Nunca me llamó la atención conducir. La mayoría de chavales de mi generación estaban deseando cumplir dieciocho años para sacarse el carné, uno no era adulto del todo si viajaba en autobús, pensaban. Yo en cambio no veía la relación entre madurez y automoción. Me acabé sacando el permiso de conducción a una edad poco usual, aunque hubiera preferido no tener que hacerlo porque el transporte público funcionase como es debido, pero…

El otro día me dispongo a coger el coche, que no uso más que por extrema necesidad. Horrorizado, me doy cuenta de que un eunuco gilipollas, aburrido, muy aburrido de su propio ser se ha dedicado, en un alarde de estupidez estéril, a destrozar los faros traseros de mi humilde utilitario con un objeto contundente. Tras acordarme de toda la parentela del vándalo en cuestión y rogarle a Santa Rita para que el destrozo lo cubriese el seguro, fui al cuartelillo de la Guardia Civil, con la intención de denunciar los hechos. No es que albergase esperanza alguna en que se esclarecieran los hechos y que el culpable me pagase el desaguisado, pero es obligatorio presentar una denuncia para reclamarle a la aseguradora.

En la sala de espera me encontré con un señor mayor que había llegado un rato antes que yo. Charlando, charlando, le conté lo sucedido, él a cambio me dijo que estaba allí porque tenía miedo. A aquel hombre le asustaba su vulnerabilidad en estos tiempos modernos atestados de ciberdelincuentes. Se sentía indefenso porque todos los trámites con los bancos y la administración han de hacerse usando un sistema que él no comprende. Siempre cree que al pulsar un botón, lo van a estafar, que van a robarle su pensión. “De estas cosas siempre se encargaba mi mujer, pero hace ya un par de meses que falleció”. Al decirme esto, agachó un poco la cabeza y los ojos empezaron a brillarle.

“La echo mucho de menos ¿sabe? La conocí cuando tenía veinte años y nunca nos separamos. Ahora siento que a mi vida le falta lo más importante, las ganas. Podíamos estar juntos durante horas sin dirigirnos la palabra, pero yo sabía que ella estaba allí, dispuesta a escucharme. Sabía que por mal que me fuese en la vida, por mucho que me maltratase, había alguien que me quería porque sí, sin condiciones. Ahora a mi vida le falta la mitad, la mejor mitad”.

Cada noche echa todos los cerrojos, todas las llaves, como si esperase un asalto. Cuando suena el timbre siempre pregunta ¿Quién es? Y aunque reconozca la voz, pone el ojo en la mirilla antes de abrir la puerta. Nunca, en toda su vida, había vivido solo, nunca en toda su vida había sentido el frío aliento de la soledad no deseada.

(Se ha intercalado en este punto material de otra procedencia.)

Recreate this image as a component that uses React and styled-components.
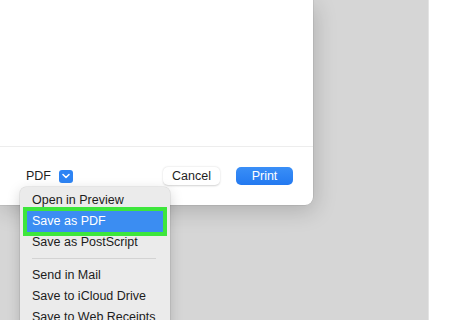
import React from 'react';
import styled, {createGlobalStyle} from 'styled-components';

const GlobalStyle = createGlobalStyle`
  html, body {
    margin: 0;
    padding: 0;
    background: #ffffff;
    font-family: "Liberation Sans", Arial, sans-serif;
  }
`;

const Screen = styled.div`
  display: flex;
  width: 460px;
  height: 320px;
  overflow: hidden;
`;

const Desktop = styled.div`
  position: relative;
  width: 428px;
  height: 320px;
  background: #d6d6d6;
  border-right: 1px solid #e4e4e4;
`;

const Dialog = styled.div`
  display: flex;
  flex-direction: column;
  width: 313px;
  height: 205px;
  background: #ffffff;
  border-bottom-right-radius: 8px;
  box-shadow: 2px 6px 22px rgba(0, 0, 0, 0.18), 0 0 0 0.5px rgba(0, 0, 0, 0.12);
`;

const Preview = styled.div`
  flex: 1;
  border-bottom: 1px solid #ededed;
`;

const Footer = styled.div`
  display: flex;
  align-items: center;
  height: 58px;
  padding: 0 20px 0 26px;
  gap: 16px;
`;

const PdfPicker = styled.div`
  position: relative;
  display: flex;
  align-items: center;
  gap: 8px;
  margin-right: auto;
  font-size: 12.5px;
  color: #1e1e1e;
`;

const Chevron = styled.span`
  display: flex;
  align-items: center;
  justify-content: center;
  width: 14px;
  height: 13px;
  border-radius: 3px;
  background: #2d84f4;
`;

const Button = styled.button`
  width: 57px;
  height: 18px;
  border: none;
  border-radius: 5px;
  padding: 0;
  font-family: inherit;
  font-size: 12.5px;
  line-height: 18px;
  color: ${p => (p.$primary ? '#ffffff' : '#1e1e1e')};
  background: ${p => (p.$primary ? 'linear-gradient(#3a8ff7, #2379f0)' : '#ffffff')};
  box-shadow: ${p => (p.$primary ? 'none' : '0 0.5px 2px rgba(0, 0, 0, 0.18)')};
`;

const Menu = styled.div`
  position: absolute;
  left: 20px;
  top: 187px;
  width: 150px;
  padding: 3px 0 6px;
  background: #ebebeb;
  border-radius: 6px;
  box-shadow: 0 4px 14px rgba(0, 0, 0, 0.18), 0 0 0 0.5px rgba(0, 0, 0, 0.12);
  font-size: 12.5px;
  color: #1c1c1c;
`;

const Item = styled.div`
  height: 21px;
  line-height: 21px;
  margin: 0 7px;
  padding: 0 5px;
  white-space: nowrap;
  color: ${p => (p.$active ? '#ffffff' : '#1c1c1c')};
  background: ${p => (p.$active ? '#3b8df2' : 'transparent')};
  outline: ${p => (p.$active ? '4px solid #3de63c' : 'none')};
`;

const Divider = styled.div`
  height: 1px;
  margin: 5px 14px 6px 12px;
  background: #d3d3d3;
`;

const items = [
  'Open in Preview',
  'Save as PDF',
  'Save as PostScript',
  null,
  'Send in Mail',
  'Save to iCloud Drive',
  'Save to Web Receipts',
];

const App = () => {
  return (
    <Screen>
      <GlobalStyle/>
      <Desktop>
        <Dialog>
          <Preview/>
          <Footer>
            <PdfPicker>
              PDF
              <Chevron>
                <svg width="8" height="6" viewBox="0 0 8 6">
                  <path d="M1 1.5 L4 4.5 L7 1.5" fill="none" stroke="#ffffff" strokeWidth="1.5" strokeLinecap="round" strokeLinejoin="round"/>
                </svg>
              </Chevron>
            </PdfPicker>
            <Button>Cancel</Button>
            <Button $primary>Print</Button>
          </Footer>
        </Dialog>
        <Menu>
          {items.map((label, i) =>
            label ?
              <Item key={i} $active={label === 'Save as PDF'}>{label}</Item>
              :
              <Divider key={i}/>
          )}
        </Menu>
      </Desktop>
    </Screen>
  );
};

export default App;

Cada mañana se mira al espejo y ve a un hombre apocado, agotado, derrotado. “Con lo que yo fui en otros tiempos”, se dice a sí mismo. Los hijos, buenos hijos, están pendientes de él, que encuentra un poco de consuelo en la sonrisa de sus nietos, ocupan un espacio fundamental en su mente. Pero el hueco, el verdadero vacío sigue ahí cada día y cada noche se hace un poco más grande. La radio permanece encendida toda la noche, así escucha voces humanas como si hubiese invitados en casa. Prefiere el sueño a la vigilia porque en ese mundo sigue siendo joven, caminando por la playa, cogiendo la mano de su preciosa novia. Nunca pasa el tiempo en ese mundo de fantasía, no hay catástrofes ni ciberladrones, nadie quiere hacerle daño.

Le confesó al agente que así la vida no merece la pena, que esperaba otra cosa de ella al llegar a la jubilación, que se sentía estafado, que sentía no haber vivido con más intensidad. Siempre estuvo preocupado por facturas e hipotecas, siempre preocupado por el futuro sin darse cuenta de que era el presente el que se le escapaba gota a gota entre los dedos. Ahora las noches son oscuras e interminables y los días cada vez más cortos.

Desde el aciago día en el que un anormal destrozó los intermitentes de mi coche, fui al cuartelillo y escuché el relato de este señor, no me lo puedo quitar de la cabeza. No sé si sería capaz de vivir con la peor mitad de mi vida, triste, vulnerable, siempre con miedo.

Espero no saberlo nunca, no sentirme definitivamente derrotado.